**Prompt:**
Reproduce every line of the listing as written, apart from the pictures.

**Provided material:**
------------------------
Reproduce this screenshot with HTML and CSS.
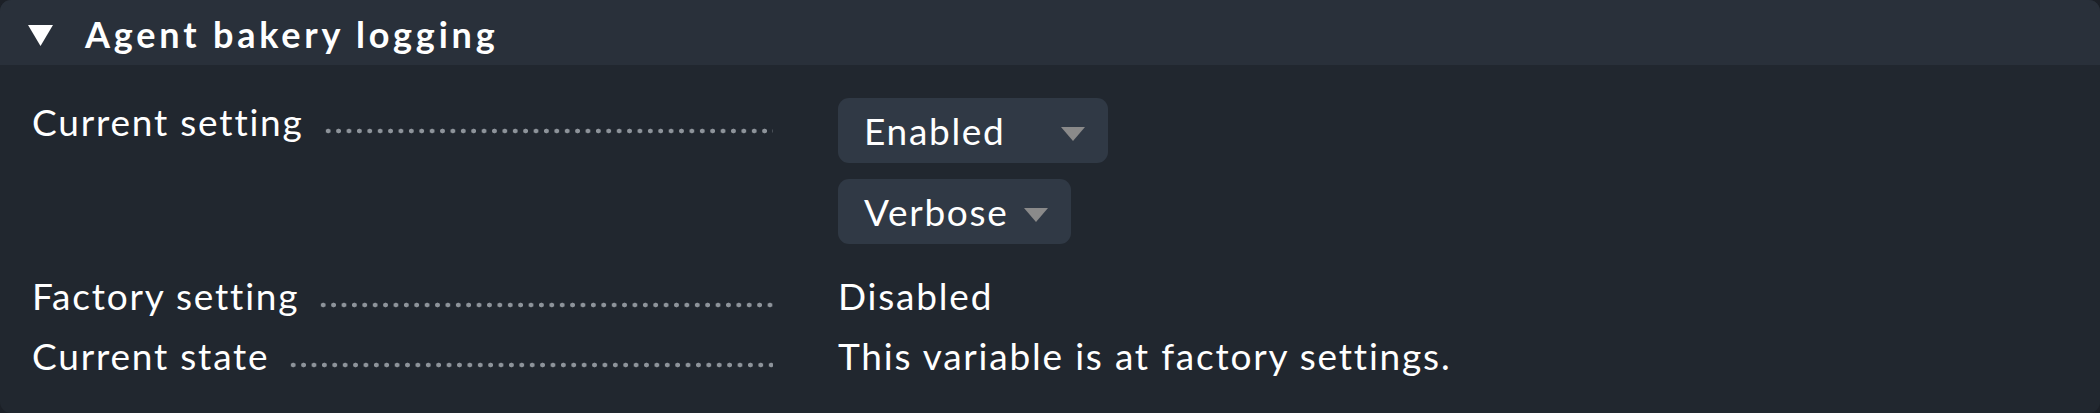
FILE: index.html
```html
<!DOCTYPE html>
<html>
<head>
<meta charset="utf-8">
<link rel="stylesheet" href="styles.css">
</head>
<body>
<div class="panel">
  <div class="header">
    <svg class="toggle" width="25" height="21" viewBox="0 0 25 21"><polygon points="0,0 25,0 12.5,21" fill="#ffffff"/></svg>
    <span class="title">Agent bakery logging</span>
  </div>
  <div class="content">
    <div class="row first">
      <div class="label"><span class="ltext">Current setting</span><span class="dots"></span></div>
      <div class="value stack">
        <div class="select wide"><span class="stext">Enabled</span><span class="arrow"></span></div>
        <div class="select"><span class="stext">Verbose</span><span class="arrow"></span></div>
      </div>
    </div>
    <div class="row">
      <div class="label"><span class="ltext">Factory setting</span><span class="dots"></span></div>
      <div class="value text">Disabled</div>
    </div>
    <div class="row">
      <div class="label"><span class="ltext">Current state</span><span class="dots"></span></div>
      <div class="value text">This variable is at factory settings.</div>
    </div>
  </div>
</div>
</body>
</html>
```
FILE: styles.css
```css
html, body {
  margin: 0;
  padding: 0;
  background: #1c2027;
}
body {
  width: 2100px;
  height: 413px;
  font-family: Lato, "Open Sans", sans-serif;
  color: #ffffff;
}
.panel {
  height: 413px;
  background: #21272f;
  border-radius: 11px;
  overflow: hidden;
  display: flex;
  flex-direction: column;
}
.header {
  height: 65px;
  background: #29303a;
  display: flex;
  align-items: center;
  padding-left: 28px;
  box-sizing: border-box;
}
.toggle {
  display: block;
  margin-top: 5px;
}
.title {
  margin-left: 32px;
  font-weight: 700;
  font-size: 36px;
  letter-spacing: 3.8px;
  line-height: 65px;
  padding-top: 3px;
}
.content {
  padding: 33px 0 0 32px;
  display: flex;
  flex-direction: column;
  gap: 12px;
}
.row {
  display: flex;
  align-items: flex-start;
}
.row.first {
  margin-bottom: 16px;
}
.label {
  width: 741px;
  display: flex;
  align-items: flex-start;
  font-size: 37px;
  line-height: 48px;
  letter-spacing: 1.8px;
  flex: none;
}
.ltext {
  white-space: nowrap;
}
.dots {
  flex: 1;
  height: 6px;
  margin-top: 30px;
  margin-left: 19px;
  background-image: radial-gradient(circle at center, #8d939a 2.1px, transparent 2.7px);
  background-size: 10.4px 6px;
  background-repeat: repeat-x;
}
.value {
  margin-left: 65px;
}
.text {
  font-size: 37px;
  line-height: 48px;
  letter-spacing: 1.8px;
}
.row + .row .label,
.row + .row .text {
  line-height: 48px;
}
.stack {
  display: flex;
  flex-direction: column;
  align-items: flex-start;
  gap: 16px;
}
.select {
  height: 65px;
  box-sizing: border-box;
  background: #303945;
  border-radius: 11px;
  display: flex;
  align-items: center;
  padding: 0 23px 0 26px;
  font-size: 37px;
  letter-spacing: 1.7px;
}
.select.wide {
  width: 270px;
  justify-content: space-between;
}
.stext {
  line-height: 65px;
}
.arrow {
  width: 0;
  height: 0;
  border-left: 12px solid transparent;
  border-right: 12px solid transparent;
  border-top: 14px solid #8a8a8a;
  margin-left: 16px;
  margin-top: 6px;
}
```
------------------------
**Result of the task:**
Reproduce this screenshot with HTML and CSS.
FILE: index.html
```html
<!DOCTYPE html>
<html>
<head>
<meta charset="utf-8">
<link rel="stylesheet" href="styles.css">
</head>
<body>
<div class="panel">
  <div class="header">
    <svg class="toggle" width="25" height="21" viewBox="0 0 25 21"><polygon points="0,0 25,0 12.5,21" fill="#ffffff"/></svg>
    <span class="title">Agent bakery logging</span>
  </div>
  <div class="content">
    <div class="row first">
      <div class="label"><span class="ltext">Current setting</span><span class="dots"></span></div>
      <div class="value stack">
        <div class="select wide"><span class="stext">Enabled</span><span class="arrow"></span></div>
        <div class="select"><span class="stext">Verbose</span><span class="arrow"></span></div>
      </div>
    </div>
    <div class="row">
      <div class="label"><span class="ltext">Factory setting</span><span class="dots"></span></div>
      <div class="value text">Disabled</div>
    </div>
    <div class="row">
      <div class="label"><span class="ltext">Current state</span><span class="dots"></span></div>
      <div class="value text">This variable is at factory settings.</div>
    </div>
  </div>
</div>
</body>
</html>
```
FILE: styles.css
```css
html, body {
  margin: 0;
  padding: 0;
  background: #1c2027;
}
body {
  width: 2100px;
  height: 413px;
  font-family: Lato, "Open Sans", sans-serif;
  color: #ffffff;
}
.panel {
  height: 413px;
  background: #21272f;
  border-radius: 11px;
  overflow: hidden;
  display: flex;
  flex-direction: column;
}
.header {
  height: 65px;
  background: #29303a;
  display: flex;
  align-items: center;
  padding-left: 28px;
  box-sizing: border-box;
}
.toggle {
  display: block;
  margin-top: 5px;
}
.title {
  margin-left: 32px;
  font-weight: 700;
  font-size: 36px;
  letter-spacing: 3.8px;
  line-height: 65px;
  padding-top: 3px;
}
.content {
  padding: 33px 0 0 32px;
  display: flex;
  flex-direction: column;
  gap: 12px;
}
.row {
  display: flex;
  align-items: flex-start;
}
.row.first {
  margin-bottom: 16px;
}
.label {
  width: 741px;
  display: flex;
  align-items: flex-start;
  font-size: 37px;
  line-height: 48px;
  letter-spacing: 1.8px;
  flex: none;
}
.ltext {
  white-space: nowrap;
}
.dots {
  flex: 1;
  height: 6px;
  margin-top: 30px;
  margin-left: 19px;
  background-image: radial-gradient(circle at center, #8d939a 2.1px, transparent 2.7px);
  background-size: 10.4px 6px;
  background-repeat: repeat-x;
}
.value {
  margin-left: 65px;
}
.text {
  font-size: 37px;
  line-height: 48px;
  letter-spacing: 1.8px;
}
.row + .row .label,
.row + .row .text {
  line-height: 48px;
}
.stack {
  display: flex;
  flex-direction: column;
  align-items: flex-start;
  gap: 16px;
}
.select {
  height: 65px;
  box-sizing: border-box;
  background: #303945;
  border-radius: 11px;
  display: flex;
  align-items: center;
  padding: 0 23px 0 26px;
  font-size: 37px;
  letter-spacing: 1.7px;
}
.select.wide {
  width: 270px;
  justify-content: space-between;
}
.stext {
  line-height: 65px;
}
.arrow {
  width: 0;
  height: 0;
  border-left: 12px solid transparent;
  border-right: 12px solid transparent;
  border-top: 14px solid #8a8a8a;
  margin-left: 16px;
  margin-top: 6px;
}
```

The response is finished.